LOOKING BACK AT A HOLIDAY CLASSIC

By Michael Mottern

Movie Review: “It’s a Wonderful Life,” an anti-capitalist 1947 holiday film for the Social Democratic Christmas spirit, made when Norman Thomas was around. Directed by Frank Capra and starring Jimmy Stewart, Donna Reed and a host of other well-known stars of the late 1940s. Rated G as a family drama. 

As a disabled American suffering from bipolar disorder, I don’t think there is an individual that hasn’t, in rough times, contemplated suicide. In these times, most holiday films – especially Hallmark ones – want to make us do just that, because that’s how bad these films are! Other holiday films like “A Christmas Story” or “Jim Henson’s Emmet Otter’s Jug Band Christmas” truly capture the essence of the holidays and give us a great story – like comedy and puppetry. However, there is one holiday film in particular that is both anti-capitalist and puts me in tears every time I see it. The movie is “It’s a Wonderful Life”. 

One of the most critically acclaimed holiday films of all time, it made its debut after World War II and incorporates powerful drama with laughs in some scenes. It centers on the life of George Bailey (Jimmy Stewart), who is at odds with a horrible banking and real estate tycoon, Mr Potter, a rich corporate fat cat “Monopoly Man” who tries to buy up the town George lives in, Bedford Falls. After making a name for himself in the town, George realizes being on top is not all it’s cracked up to be.

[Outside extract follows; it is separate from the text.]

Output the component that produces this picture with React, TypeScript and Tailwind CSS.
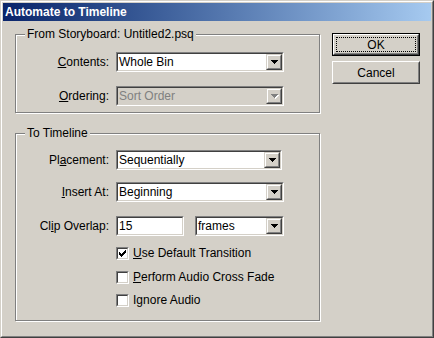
import React from "react";

const Arrow = ({ disabled }: { disabled?: boolean }) => (
  <svg width="8" height="5" viewBox="0 0 8 5" shapeRendering="crispEdges">
    {disabled && (
      <g fill="#ffffff">
        <rect x="1" y="1" width="7" height="1" />
        <rect x="2" y="2" width="5" height="1" />
        <rect x="3" y="3" width="3" height="1" />
        <rect x="4" y="4" width="1" height="1" />
      </g>
    )}
    <g fill={disabled ? "#808080" : "#000000"}>
      <rect x="0" y="0" width="7" height="1" />
      <rect x="1" y="1" width="5" height="1" />
      <rect x="2" y="2" width="3" height="1" />
      <rect x="3" y="3" width="1" height="1" />
    </g>
  </svg>
);

const Check = () => (
  <svg width="7" height="7" viewBox="0 0 7 7" shapeRendering="crispEdges" fill="#000">
    <rect x="6" y="0" width="1" height="1" />
    <rect x="5" y="1" width="2" height="1" />
    <rect x="0" y="2" width="1" height="1" />
    <rect x="4" y="2" width="3" height="1" />
    <rect x="0" y="3" width="2" height="1" />
    <rect x="3" y="3" width="3" height="1" />
    <rect x="0" y="4" width="5" height="1" />
    <rect x="1" y="5" width="3" height="1" />
    <rect x="2" y="6" width="1" height="1" />
  </svg>
);

function Combo({
  value,
  widthClass,
  disabled,
}: {
  value: string;
  widthClass: string;
  disabled?: boolean;
}) {
  return (
    <div
      className={`flex h-[20px] ${widthClass} border border-t-[#808080] border-l-[#808080] border-b-white border-r-white`}
    >
      <div
        className={`flex flex-1 min-w-0 border border-t-[#404040] border-l-[#404040] border-b-[#d4d0c8] border-r-[#d4d0c8] ${
          disabled ? "bg-[#d4d0c8]" : "bg-white"
        }`}
      >
        <span
          className={`flex-1 pl-[1px] leading-[16px] whitespace-nowrap overflow-hidden ${
            disabled ? "text-[#808080]" : "text-black"
          }`}
        >
          {value}
        </span>
        <div className="h-[16px] w-[16px] border border-t-[#d4d0c8] border-l-[#d4d0c8] border-b-[#404040] border-r-[#404040]">
          <div className="flex h-full w-full items-center justify-center border border-t-white border-l-white border-b-[#808080] border-r-[#808080] bg-[#d4d0c8] pl-[1px]">
            <Arrow disabled={disabled} />
          </div>
        </div>
      </div>
    </div>
  );
}

function Label({ children }: { children: React.ReactNode }) {
  return (
    <div className="w-[94px] pr-[1px] text-right whitespace-nowrap">{children}</div>
  );
}

function CheckRow({
  checked,
  children,
  className,
}: {
  checked?: boolean;
  children: React.ReactNode;
  className: string;
}) {
  return (
    <div className={`flex items-center ${className}`}>
      <div className="ml-[100px] h-[13px] w-[13px] border border-t-[#808080] border-l-[#808080] border-b-white border-r-white">
        <div className="flex h-full w-full items-center justify-center border border-t-[#404040] border-l-[#404040] border-b-[#d4d0c8] border-r-[#d4d0c8] bg-white">
          {checked && <Check />}
        </div>
      </div>
      <span className="ml-[4px] whitespace-nowrap leading-[13px]">{children}</span>
    </div>
  );
}

function Group({
  title,
  className,
  children,
}: {
  title: string;
  className: string;
  children: React.ReactNode;
}) {
  return (
    <div
      className={`relative w-[305px] border border-[#808080] shadow-[inset_1px_1px_0_#ffffff,1px_1px_0_#ffffff] ${className}`}
    >
      <div className="absolute left-[9px] top-[-8px] bg-[#d4d0c8] px-[2px] leading-[14px] whitespace-nowrap">
        {title}
      </div>
      {children}
    </div>
  );
}

export default function App() {
  return (
    <div className="h-[338px] w-[434px] border border-t-[#d4d0c8] border-l-[#d4d0c8] border-b-[#404040] border-r-[#404040] bg-[#d4d0c8] font-['Liberation_Sans',Arial,sans-serif] text-[12px] text-black">
      <div className="h-full w-full border border-t-white border-l-white border-b-[#808080] border-r-[#808080] p-[1px]">
        <div className="flex h-[18px] items-center bg-gradient-to-r from-[#0a246a] to-[#a6caf0] pl-[2px] text-[12px] font-bold text-white">
          Automate to Timeline
        </div>
        <div className="flex pl-[12px] pt-[12px]">
          <div className="mt-[1px] flex flex-col">
            <Group title="From Storyboard: Untitled2.psq" className="h-[79px] pt-[17px]">
              <div className="flex items-center">
                <Label>
                  <span className="underline">C</span>ontents:
                </Label>
                <div className="ml-[6px]">
                  <Combo value="Whole Bin" widthClass="w-[168px]" />
                </div>
              </div>
              <div className="mt-[14px] flex items-center">
                <Label>
                  <span className="underline">O</span>rdering:
                </Label>
                <div className="ml-[6px]">
                  <Combo value="Sort Order" widthClass="w-[168px]" disabled />
                </div>
              </div>
            </Group>
            <Group title="To Timeline" className="mt-[20px] h-[188px] pt-[16px]">
              <div className="flex items-center">
                <Label>
                  Pl<span className="underline">a</span>cement:
                </Label>
                <div className="ml-[6px]">
                  <Combo value="Sequentially" widthClass="w-[166px]" />
                </div>
              </div>
              <div className="mt-[12px] flex items-center">
                <Label>
                  <span className="underline">I</span>nsert At:
                </Label>
                <div className="ml-[6px]">
                  <Combo value="Beginning" widthClass="w-[168px]" />
                </div>
              </div>
              <div className="mt-[14px] flex items-center">
                <Label>
                  Cl<span className="underline">i</span>p Overlap:
                </Label>
                <div className="ml-[6px] flex h-[20px] w-[68px] border border-t-[#808080] border-l-[#808080] border-b-white border-r-white">
                  <div className="flex-1 border border-t-[#404040] border-l-[#404040] border-b-[#d4d0c8] border-r-[#d4d0c8] bg-white pl-[1px] leading-[16px]">
                    15
                  </div>
                </div>
                <div className="ml-[11px]">
                  <Combo value="frames" widthClass="w-[89px]" />
                </div>
              </div>
              <CheckRow checked className="mt-[11px]">
                <span className="underline">U</span>se Default Transition
              </CheckRow>
              <CheckRow className="mt-[11px]">
                <span className="underline">P</span>erform Audio Cross Fade
              </CheckRow>
              <CheckRow className="mt-[10px]">
                I<span className="underline">g</span>nore Audio
              </CheckRow>
            </Group>
          </div>
          <div className="ml-[12px] flex flex-col">
            <div className="h-[23px] w-[88px] border border-black">
              <div className="h-full w-full border border-t-white border-l-white border-b-[#404040] border-r-[#404040]">
                <div className="h-full w-full border border-t-[#d4d0c8] border-l-[#d4d0c8] border-b-[#808080] border-r-[#808080] p-[1px]">
                  <div className="flex h-full w-full items-center justify-center border border-dotted border-black leading-none">
                    OK
                  </div>
                </div>
              </div>
            </div>
            <div className="mt-[5px] h-[23px] w-[88px] border border-t-white border-l-white border-b-[#404040] border-r-[#404040]">
              <div className="flex h-full w-full items-center justify-center border border-t-[#d4d0c8] border-l-[#d4d0c8] border-b-[#808080] border-r-[#808080]">
                Cancel
              </div>
            </div>
          </div>
        </div>
      </div>
    </div>
  );
}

Some parts of the film seem very cliched, like a bad sexist joke. There is the part when Mary, George Bailey’s wife, is referred to as an “old maid”, as if a woman librarian truly needed a man in her life to be successful. But the dominant theme emerges when George, the savior of the town, falls on rough times and is literally touched by an angel by the name of Clarence when George tries to commit suicide. (Fortunately, the tone of sorrow and despair is leavened with comedy).  

The movie’s spooky but very realistic final half hour shows George getting to finally see what the world would be like without him. The town he lives in is no longer called Bedford Falls but Pottersville, filled with speakeasies and “girls’ clubs” – not at all the town in which George hoped he would wake up. In the George Bailey saga, his wonderful life proved to be a true Christmas miracle. It exemplifies the butterfly effect that says everything in life has repercussions. The film itself inspired me to think what would the world be like without…me. How the true character of a man or woman can be tested in hard times, and how reality as bitter as today’s can make us rethink what a wonderful life we truly have.

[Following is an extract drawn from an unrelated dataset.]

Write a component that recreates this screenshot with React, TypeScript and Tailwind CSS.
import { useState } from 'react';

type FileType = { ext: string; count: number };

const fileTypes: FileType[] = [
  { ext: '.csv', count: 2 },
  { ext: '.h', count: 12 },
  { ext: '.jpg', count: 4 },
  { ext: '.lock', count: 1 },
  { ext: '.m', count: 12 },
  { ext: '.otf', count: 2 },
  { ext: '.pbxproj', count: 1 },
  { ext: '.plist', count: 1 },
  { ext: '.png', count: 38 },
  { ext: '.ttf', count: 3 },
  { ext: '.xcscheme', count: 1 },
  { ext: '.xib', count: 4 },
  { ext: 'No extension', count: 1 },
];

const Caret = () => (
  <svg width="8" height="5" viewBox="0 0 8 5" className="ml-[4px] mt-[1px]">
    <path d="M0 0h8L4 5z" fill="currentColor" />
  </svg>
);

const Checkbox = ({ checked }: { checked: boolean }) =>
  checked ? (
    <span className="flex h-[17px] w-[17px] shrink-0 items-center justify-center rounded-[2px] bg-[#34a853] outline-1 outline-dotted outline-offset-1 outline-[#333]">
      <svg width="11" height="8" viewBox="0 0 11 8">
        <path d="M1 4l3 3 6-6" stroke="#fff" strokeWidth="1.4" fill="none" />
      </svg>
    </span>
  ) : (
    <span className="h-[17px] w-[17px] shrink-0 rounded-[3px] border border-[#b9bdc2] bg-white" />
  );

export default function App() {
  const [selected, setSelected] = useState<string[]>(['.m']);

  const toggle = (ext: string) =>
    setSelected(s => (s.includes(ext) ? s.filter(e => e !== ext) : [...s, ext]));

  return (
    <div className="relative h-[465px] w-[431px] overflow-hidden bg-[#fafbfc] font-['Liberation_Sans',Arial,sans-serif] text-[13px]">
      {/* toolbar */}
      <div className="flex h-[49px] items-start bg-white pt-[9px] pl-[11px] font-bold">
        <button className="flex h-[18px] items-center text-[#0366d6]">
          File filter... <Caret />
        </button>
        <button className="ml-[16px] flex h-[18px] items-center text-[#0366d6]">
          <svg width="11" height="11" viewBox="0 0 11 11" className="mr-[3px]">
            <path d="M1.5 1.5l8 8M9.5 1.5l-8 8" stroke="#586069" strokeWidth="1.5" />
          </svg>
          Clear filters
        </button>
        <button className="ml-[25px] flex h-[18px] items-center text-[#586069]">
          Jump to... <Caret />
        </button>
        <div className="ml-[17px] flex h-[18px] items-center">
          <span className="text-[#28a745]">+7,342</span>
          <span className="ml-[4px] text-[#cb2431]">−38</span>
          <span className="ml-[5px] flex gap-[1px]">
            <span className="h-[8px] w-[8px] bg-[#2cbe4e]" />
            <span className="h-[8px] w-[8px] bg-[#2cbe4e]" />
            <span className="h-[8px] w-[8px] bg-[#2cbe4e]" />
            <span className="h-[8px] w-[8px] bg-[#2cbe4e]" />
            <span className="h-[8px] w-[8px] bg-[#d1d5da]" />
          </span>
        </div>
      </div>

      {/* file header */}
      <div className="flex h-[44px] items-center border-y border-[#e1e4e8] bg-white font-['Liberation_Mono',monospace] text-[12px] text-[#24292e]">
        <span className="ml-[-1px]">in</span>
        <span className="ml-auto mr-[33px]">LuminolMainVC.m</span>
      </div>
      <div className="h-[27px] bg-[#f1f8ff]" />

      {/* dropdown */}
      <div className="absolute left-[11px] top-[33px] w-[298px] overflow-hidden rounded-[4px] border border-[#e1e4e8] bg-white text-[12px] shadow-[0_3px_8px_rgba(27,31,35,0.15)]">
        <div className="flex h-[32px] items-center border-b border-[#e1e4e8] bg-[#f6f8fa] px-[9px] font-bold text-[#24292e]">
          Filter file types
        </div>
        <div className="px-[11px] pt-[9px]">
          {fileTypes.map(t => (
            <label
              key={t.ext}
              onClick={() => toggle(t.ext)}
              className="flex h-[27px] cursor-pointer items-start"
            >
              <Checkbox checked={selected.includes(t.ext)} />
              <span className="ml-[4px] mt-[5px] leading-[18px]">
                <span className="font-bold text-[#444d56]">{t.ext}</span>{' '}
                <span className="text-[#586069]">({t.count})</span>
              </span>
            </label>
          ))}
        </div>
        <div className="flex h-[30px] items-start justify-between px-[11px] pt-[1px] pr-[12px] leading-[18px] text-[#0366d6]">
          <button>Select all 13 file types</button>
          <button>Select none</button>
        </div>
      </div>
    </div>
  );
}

The movie is about an hour and a half long. It is a truly remarkable film that is thought provoking and poignant, on a par with “Mr Smith goes to Washington.”  I give it five stars for being a great family drama that tried to be inclusive of women and African Americans. Given the overt racism of the Jim Crow era, that says something. Note: in the early 1990s there was a Christmas movie very similar to this one with George Bailey’s character depicted as a woman. While not as good a movie as the original, it does help us understand how characters in films, especially old classics, can switch gender roles.

Michael Mottern is Vice Chair of Social Democrats USA.